Absolutely not happening.
But…
One last test.
‘Eden?’
She glanced over her shoulder in the exact way she had that last time too, the defiant tilt of her chin at once challenging and enthralling. That night it had been enough for him to stalk over to her and demand one last kiss, unaware that she was leaving his bed and going straight into betraying him with his best friend.
She was watching him warily, her breath turning a touch agitated, bringing his attention to the seductive curve of her breasts. ‘Your Highness?’
He ignored her tart tone and delivered his message. ‘We will meet again.’
There was no disadvantage to forewarning her. Now he’d found her again she would need supernatural powers or the help of Houdini himself to slip through his grasp again.
Her silken throat moved, but stopped shy of a swallow. It was almost admirable, the way she fought not to show her alarm. But it didn’t matter. Whatever game she was playing, he would get to the bottom of it.
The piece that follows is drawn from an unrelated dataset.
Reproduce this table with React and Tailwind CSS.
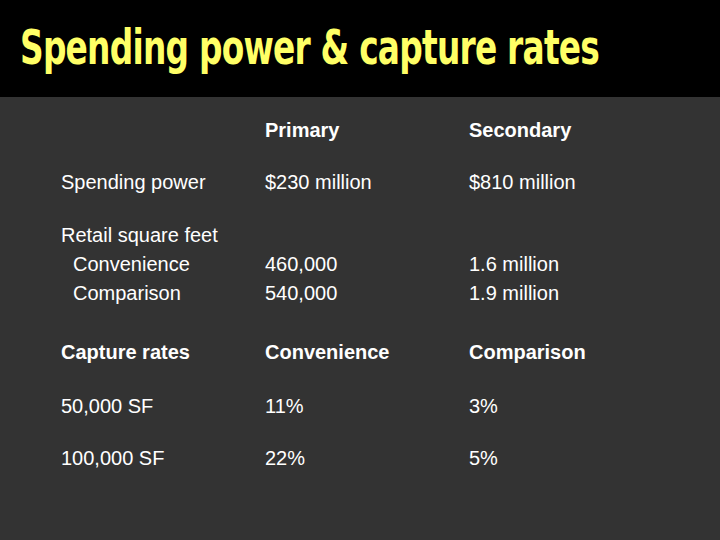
import React from "react";

const rows = [
	{ cells: ["", "Primary", "Secondary"], bold: true, mt: "mt-[19px]" },
	{ cells: ["Spending power", "$230 million", "$810 million"], mt: "mt-[23px]" },
	{
		cells: [
			<>
				Retail square feet
				<br />
				<span className="pl-3">Convenience</span>
				<br />
				<span className="pl-3">Comparison</span>
			</>,
			<>
				<br />
				460,000
				<br />
				540,000
			</>,
			<>
				<br />
				1.6 million
				<br />
				1.9 million
			</>,
		],
		mt: "mt-[24px]",
	},
	{ cells: ["Capture rates", "Convenience", "Comparison"], bold: true, mt: "mt-[30px]" },
	{ cells: ["50,000 SF", "11%", "3%"], mt: "mt-[25px]" },
	{ cells: ["100,000 SF", "22%", "5%"], mt: "mt-[23px]" },
];

export default function App() {
	return (
		<div className="w-[720px] h-[540px] bg-[#333333] flex flex-col overflow-hidden">
			<div className="h-[97px] bg-black flex items-center pl-[20px] pb-[4px]">
				<h1
					className="text-[#ffff66] text-[48px] font-bold leading-none tracking-[-1px] whitespace-nowrap origin-left scale-x-[0.76]"
					style={{ fontFamily: '"DejaVu Sans Condensed", "Liberation Sans Narrow", sans-serif' }}
				>
					Spending power &amp; capture rates
				</h1>
			</div>
			<div
				className="pl-[61px] text-white text-[20px] leading-[29px]"
				style={{ fontFamily: '"Liberation Sans", Arial, sans-serif' }}
			>
				{rows.map((row, i) => (
					<div key={i} className={`grid grid-cols-[204px_204px_204px] ${row.mt} ${row.bold ? "font-bold" : ""}`}>
						{row.cells.map((c, j) => (
							<div key={j} className="whitespace-nowrap">{c}</div>
						))}
					</div>
				))}
			</div>
		</div>
	);
}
Then pay her back a hundredfold.
‘Not if I can help it,’ she parried.
Then she slipped through the door, slamming it behind her.
He waited all of ten seconds before he yanked the door open. Ramon and his men hovered outside the door, along with his half-brothers.
Teo and Valenti sauntered in, eyes the same colour as his examining him keenly.
‘Want to fill us in on what’s going on?’ asked Teo. ‘I mean, she’s hot, sure…but you can’t just ditch us and—’
‘You don’t remember her?’ This came from Valenti.
Teo frowned. ‘Should I?’
Valenti’s droll gaze said he was internally rolling his eyes. ‘She’s the girl. From Arizona.’
Teo’s jaw dropped, but before he could speak Azar raised a hand, directing his next words to his security chief.
‘Follow her. Do not let her out of your sight. I want to know where she goes, who she sees, where she lives. I want to know everything there is to know about Eden Moss by midnight. Understood?’